Physical therapists will increasingly need to tackle the ‘complex phenomenon’ of frailty, according to the work of leading researchers from across Europe.
Hans Hobbelen: 'Physiotherapists have the golden bullet!'. Photo: Darren O’Brien/Guzelian
This was the issue discussed during a session led by Hans Hobbelen, a professor in healthy lifestyle, ageing and health care at Hanze University of Applied Sciences in the Netherlands.
Professor Hobbelen told conference: ‘As we all know we have a growing population in Europe, but the growth is mainly in older people.’
He explained that a 2015 European Commission ageing report showed that 17 per cent of people in Europe were currently over 65 year old, and these figures were expected to increase – with some regions reaching levels as high as 40 or 50 per cent.
‘We can prevent some damage to our bodies with a healthy lifestyle and healthy nutrition, but cellular defects lead to an increase of inflammation and this accelerates the ageing process,’ said Professor Hobbelen.
‘However, this is where you, as physiotherapists, have the golden bullet – as exercise and movement are anti-inflammatory!’
High resistance exercise
Ivan Bautmans, a professor at Vrije Universiteit Brussel in Belgium, backed up this view when he spoke about his research into resistance training to counter frailty and sarcopenia [an age-related decrease in muscle mass and an associated loss in muscle strength].
‘Initially it was defined simply as reflecting biological ageing but actually sarcopenia occurs in every individual, starting at a young adult age, and we now know the severity of sarcopenia can vary and that inflammation is an important factor in instigating it.’
Studies show that strengthening exercises in older adults could help counter frailty and sarcopenia, delegates heard, but the effectiveness of exercise is ‘very dose dependent’.

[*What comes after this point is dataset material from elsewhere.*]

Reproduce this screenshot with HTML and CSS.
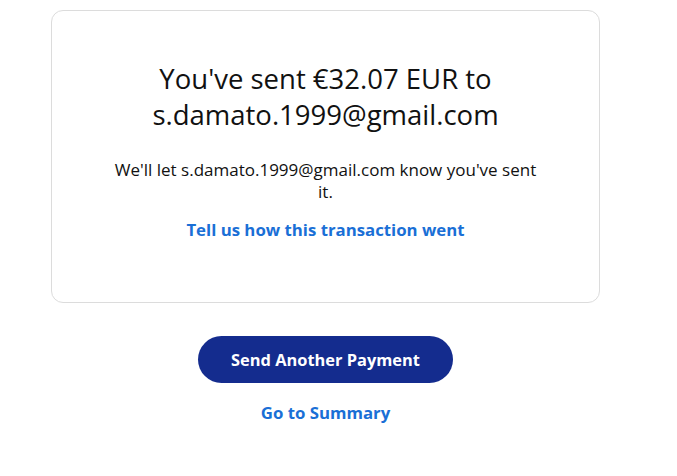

Data from a randomised intervention compared three groups of patients over 12 weeks. One group took part in high resistance training, one participated in low resistant but high repetition training and the final group undertook training that combined both types of resistance training.

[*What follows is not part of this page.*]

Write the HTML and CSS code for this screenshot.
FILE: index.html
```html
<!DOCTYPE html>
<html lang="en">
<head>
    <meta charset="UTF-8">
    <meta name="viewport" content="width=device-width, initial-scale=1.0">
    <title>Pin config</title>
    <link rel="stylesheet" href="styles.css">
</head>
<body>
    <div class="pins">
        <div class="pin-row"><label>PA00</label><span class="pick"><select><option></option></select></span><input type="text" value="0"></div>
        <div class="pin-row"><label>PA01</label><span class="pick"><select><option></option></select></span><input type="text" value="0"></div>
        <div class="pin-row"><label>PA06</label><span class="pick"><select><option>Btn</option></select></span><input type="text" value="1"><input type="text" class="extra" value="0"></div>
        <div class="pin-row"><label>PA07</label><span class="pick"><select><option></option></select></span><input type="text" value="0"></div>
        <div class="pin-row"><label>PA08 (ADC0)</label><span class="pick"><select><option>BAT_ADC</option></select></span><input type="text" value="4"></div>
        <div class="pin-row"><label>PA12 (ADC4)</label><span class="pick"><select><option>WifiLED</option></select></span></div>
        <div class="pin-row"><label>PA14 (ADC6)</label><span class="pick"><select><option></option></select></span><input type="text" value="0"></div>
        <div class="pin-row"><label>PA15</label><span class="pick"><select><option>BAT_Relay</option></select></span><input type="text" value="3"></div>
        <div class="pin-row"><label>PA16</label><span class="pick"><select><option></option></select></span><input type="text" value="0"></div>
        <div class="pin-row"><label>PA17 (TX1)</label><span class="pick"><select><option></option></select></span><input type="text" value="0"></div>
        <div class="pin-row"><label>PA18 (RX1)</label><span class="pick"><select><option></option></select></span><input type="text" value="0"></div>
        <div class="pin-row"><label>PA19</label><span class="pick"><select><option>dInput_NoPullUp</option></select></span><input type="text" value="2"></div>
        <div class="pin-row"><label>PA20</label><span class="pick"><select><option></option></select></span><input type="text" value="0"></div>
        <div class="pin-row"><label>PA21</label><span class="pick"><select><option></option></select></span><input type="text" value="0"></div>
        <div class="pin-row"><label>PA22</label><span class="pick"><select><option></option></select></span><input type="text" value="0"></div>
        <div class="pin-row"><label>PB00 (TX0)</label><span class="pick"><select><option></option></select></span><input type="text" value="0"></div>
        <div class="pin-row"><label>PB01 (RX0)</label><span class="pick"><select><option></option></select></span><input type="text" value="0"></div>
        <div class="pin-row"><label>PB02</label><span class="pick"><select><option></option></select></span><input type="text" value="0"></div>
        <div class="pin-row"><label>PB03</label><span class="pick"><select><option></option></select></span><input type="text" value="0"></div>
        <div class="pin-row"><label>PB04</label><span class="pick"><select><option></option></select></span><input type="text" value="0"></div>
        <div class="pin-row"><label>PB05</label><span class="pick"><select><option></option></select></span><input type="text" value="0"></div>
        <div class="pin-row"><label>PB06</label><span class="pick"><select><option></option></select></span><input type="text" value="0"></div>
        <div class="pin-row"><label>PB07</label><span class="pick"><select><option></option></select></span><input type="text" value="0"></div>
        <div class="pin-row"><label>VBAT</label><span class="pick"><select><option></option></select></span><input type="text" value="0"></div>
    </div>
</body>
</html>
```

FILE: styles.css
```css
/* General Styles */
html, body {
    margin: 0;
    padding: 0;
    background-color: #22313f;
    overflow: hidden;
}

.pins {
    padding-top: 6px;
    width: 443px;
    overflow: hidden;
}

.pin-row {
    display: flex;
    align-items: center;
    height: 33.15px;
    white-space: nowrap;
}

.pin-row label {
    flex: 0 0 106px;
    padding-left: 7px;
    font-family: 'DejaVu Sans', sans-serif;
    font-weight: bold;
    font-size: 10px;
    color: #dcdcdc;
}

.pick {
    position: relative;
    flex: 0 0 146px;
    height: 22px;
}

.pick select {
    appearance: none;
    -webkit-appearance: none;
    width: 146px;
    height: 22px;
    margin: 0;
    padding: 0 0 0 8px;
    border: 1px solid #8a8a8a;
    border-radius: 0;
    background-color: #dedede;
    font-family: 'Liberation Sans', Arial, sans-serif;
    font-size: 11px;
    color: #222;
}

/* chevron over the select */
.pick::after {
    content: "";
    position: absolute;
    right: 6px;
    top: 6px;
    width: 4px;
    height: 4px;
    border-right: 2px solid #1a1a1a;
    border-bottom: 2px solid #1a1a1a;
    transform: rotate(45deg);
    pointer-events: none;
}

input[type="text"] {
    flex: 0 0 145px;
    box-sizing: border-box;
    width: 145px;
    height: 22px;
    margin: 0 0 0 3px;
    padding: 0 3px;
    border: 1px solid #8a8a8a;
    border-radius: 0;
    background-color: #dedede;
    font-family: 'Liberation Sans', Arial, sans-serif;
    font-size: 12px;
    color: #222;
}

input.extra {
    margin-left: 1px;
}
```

‘The best effects were obtained in the high group, and then the hybrid group. But the low group – even thought they were performing 80-100 repetitions – failed to get similar improvements as those seen with the high resistance training,’ Professor Bautmans said.
Intensive training for older people
He added that many physical therapists were afraid to use high resistance exercise with their older patients, but his research indicates that when feasible older people can benefit from exercises that fatigue their muscles.
‘If your patient doesn’t feel tired or feel any fatigue in their muscles after your session, then you should consider intensifying the exercise.
‘And if you want to train a patient at a lower weight then you need to significantly increase the number of repetitions, so you can try to obtain a similar fatigue to that from high resistance training.’